La homilía es el momento en que la liturgia se abre a la vida, es el acontecimiento de conexión: cuál es la relación entre la Palabra que se ha escuchado -el Antiguo Testamento, el Nuevo Testamento, el Evangelio-, entre esa Palabra y nuestra vida personal, familiar, laboral, política, económica... Mientras celebramos, pensamos en cómo debemos vivir. La homilía es una palabra necesaria, pretenciosa, arriesgada sobre la vida a la luz del Evangelio.
Necesaria porque la liturgia no puede permanecer encerrada entre los muros tranquilizadores de la iglesia, pero arriesgada porque es un acontecimiento en equilibrio. De hecho, corre el riesgo de quedarse sólo en palabra, prisionera de sí misma. Por el contrario, debe convertirse en palabra sobre la Palabra, pero al mismo tiempo darnos el impulso para convertirnos en vida, Palabra vivida.

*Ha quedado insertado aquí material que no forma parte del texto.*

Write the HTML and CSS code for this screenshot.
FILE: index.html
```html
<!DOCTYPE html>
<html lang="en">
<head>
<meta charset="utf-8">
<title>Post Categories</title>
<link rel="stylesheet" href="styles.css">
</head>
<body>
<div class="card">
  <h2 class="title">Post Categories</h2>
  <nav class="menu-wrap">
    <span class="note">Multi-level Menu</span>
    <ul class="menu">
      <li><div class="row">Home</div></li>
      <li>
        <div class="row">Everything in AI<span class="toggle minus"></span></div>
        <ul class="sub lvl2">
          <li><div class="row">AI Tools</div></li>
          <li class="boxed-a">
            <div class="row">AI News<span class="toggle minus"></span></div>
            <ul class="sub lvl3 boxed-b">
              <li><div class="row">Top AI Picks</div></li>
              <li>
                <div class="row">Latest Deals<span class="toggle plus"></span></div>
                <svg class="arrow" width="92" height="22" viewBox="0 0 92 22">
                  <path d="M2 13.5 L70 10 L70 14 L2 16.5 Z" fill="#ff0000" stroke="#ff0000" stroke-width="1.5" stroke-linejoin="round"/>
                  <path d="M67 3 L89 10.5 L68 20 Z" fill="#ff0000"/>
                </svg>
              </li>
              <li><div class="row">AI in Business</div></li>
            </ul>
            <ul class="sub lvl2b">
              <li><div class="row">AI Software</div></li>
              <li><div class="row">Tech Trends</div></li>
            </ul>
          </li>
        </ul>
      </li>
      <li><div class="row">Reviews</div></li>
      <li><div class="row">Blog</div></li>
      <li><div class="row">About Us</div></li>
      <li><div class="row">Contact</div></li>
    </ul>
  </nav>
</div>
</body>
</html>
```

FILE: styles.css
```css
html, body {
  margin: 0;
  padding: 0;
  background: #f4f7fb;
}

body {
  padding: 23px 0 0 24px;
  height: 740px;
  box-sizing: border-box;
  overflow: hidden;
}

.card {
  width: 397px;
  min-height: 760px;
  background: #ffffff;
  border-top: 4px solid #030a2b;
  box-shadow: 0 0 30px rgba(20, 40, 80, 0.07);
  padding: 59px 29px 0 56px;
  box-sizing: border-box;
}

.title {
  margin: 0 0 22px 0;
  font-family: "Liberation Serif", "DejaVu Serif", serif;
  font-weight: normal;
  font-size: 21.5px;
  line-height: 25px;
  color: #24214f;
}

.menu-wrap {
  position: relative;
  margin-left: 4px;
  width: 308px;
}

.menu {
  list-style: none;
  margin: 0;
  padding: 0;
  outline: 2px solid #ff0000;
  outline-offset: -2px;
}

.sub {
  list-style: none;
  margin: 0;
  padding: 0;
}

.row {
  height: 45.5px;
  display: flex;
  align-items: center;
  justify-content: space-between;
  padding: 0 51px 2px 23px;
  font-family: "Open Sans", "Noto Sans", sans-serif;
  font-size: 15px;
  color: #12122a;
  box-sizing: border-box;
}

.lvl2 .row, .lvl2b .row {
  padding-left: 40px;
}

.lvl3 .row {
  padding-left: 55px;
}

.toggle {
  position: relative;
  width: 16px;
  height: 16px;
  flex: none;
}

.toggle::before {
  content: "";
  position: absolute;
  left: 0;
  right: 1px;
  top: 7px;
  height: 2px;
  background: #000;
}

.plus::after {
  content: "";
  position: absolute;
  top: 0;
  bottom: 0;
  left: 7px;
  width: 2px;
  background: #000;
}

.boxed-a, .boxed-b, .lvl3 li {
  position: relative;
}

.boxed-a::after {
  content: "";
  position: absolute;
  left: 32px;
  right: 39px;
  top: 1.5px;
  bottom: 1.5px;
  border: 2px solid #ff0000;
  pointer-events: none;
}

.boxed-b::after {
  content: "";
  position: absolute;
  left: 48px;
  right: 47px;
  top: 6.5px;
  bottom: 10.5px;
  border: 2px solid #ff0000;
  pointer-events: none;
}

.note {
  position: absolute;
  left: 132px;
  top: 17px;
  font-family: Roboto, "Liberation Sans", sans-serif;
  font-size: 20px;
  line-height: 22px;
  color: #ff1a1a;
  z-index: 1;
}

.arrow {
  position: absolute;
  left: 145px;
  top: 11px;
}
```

Se puede decir la misma verdad señalando que la homilía es difícil porque es el elemento más evangélico de la liturgia. En efecto, el Evangelio no es una palabra vacía, sino una palabra plena, que cuenta el sentido de la vida del hombre narrando la vida maravillosa, dichos y hechos, de Jesús de Nazaret, el Verbo que se hace carne. La homilía es una prolongación del Evangelio. Pero el Evangelio, por eso mismo, es difícil. Y la homilía es tan difícil como el Evangelio.
En este punto hay bastante que decir -seguramente hasta mucho- sobre lo que ponen los curas, que es algo que contribuye en gran medida a distorsionar la homilía. Algunos presbíteros no se preparan, dicen cosas aproximadas, a menudo más cosas de cosecha propia que cosas del Evangelio, moralizan mucho y no dan la maravillosa sensación de novedad evangélica. Es una palabra sin asombro.

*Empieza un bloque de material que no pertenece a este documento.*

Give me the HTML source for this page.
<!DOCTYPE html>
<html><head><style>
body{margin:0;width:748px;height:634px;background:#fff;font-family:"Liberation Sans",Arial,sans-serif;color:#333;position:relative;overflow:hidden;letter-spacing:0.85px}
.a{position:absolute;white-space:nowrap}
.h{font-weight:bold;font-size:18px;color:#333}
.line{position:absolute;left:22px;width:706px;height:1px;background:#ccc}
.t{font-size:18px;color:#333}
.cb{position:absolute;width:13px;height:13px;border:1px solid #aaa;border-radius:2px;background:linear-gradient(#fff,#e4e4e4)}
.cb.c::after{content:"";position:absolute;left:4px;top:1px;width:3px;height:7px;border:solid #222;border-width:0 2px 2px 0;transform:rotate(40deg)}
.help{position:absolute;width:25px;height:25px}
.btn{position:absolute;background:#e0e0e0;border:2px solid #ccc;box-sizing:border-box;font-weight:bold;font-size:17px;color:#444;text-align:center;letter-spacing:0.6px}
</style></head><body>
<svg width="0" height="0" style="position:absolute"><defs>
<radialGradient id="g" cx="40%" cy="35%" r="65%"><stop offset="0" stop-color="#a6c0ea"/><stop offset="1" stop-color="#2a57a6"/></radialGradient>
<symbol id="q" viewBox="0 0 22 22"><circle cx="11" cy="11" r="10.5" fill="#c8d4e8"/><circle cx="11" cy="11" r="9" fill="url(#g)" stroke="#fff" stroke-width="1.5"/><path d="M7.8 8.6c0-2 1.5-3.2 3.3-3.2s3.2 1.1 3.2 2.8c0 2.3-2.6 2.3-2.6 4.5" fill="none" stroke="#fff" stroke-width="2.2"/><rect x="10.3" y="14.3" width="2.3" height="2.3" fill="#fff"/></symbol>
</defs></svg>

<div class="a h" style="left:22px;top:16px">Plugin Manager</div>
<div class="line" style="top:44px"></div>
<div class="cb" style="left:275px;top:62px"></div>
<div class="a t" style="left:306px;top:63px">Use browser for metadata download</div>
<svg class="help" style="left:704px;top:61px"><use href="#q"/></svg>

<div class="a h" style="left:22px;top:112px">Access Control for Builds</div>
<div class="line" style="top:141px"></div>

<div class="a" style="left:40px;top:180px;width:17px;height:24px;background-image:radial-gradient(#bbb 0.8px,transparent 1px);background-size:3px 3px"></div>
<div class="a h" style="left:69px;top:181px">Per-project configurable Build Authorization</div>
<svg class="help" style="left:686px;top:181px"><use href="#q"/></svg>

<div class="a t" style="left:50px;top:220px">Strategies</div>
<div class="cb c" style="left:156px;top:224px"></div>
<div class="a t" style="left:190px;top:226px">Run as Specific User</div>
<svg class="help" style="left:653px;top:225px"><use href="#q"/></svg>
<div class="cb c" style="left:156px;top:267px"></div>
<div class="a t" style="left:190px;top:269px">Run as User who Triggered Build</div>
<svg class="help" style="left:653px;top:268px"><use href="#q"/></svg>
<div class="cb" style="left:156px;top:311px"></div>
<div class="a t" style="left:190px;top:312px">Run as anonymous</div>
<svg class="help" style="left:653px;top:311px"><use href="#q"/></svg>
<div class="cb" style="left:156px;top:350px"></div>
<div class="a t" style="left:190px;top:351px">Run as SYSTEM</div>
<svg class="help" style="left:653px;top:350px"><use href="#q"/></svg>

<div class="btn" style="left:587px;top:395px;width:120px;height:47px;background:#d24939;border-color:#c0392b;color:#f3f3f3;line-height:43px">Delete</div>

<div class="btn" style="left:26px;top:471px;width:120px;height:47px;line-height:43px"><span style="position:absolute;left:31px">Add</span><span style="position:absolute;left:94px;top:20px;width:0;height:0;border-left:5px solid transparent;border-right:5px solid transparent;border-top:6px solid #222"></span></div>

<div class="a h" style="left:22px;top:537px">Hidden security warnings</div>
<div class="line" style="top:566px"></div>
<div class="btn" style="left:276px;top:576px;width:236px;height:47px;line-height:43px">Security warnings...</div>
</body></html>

Y, un problema último y en pocas palabras, sucede que los curas no «oyen» y, no oyendo, no hacen oír. Es una palabra que no nace de la escucha. En ese momento, todo el mundo se da cuenta de que la homilía es un fenómeno humano y, como todo fenómeno humano, denuncia pesadamente sus propias fragilidades, tanto más evidentes cuanto que es una palabra humana que pretende anunciar una Palabra muy alta y exigente.
Siempre es muy complejo, ¿difícil?, bajar el cielo a la tierra. O, lo que no es muy distinto, dar cuenta de una narración que cuenta cómo el cielo ya descendió a la tierra, hace mucho tiempo, en un hombre de nuestra humanidad.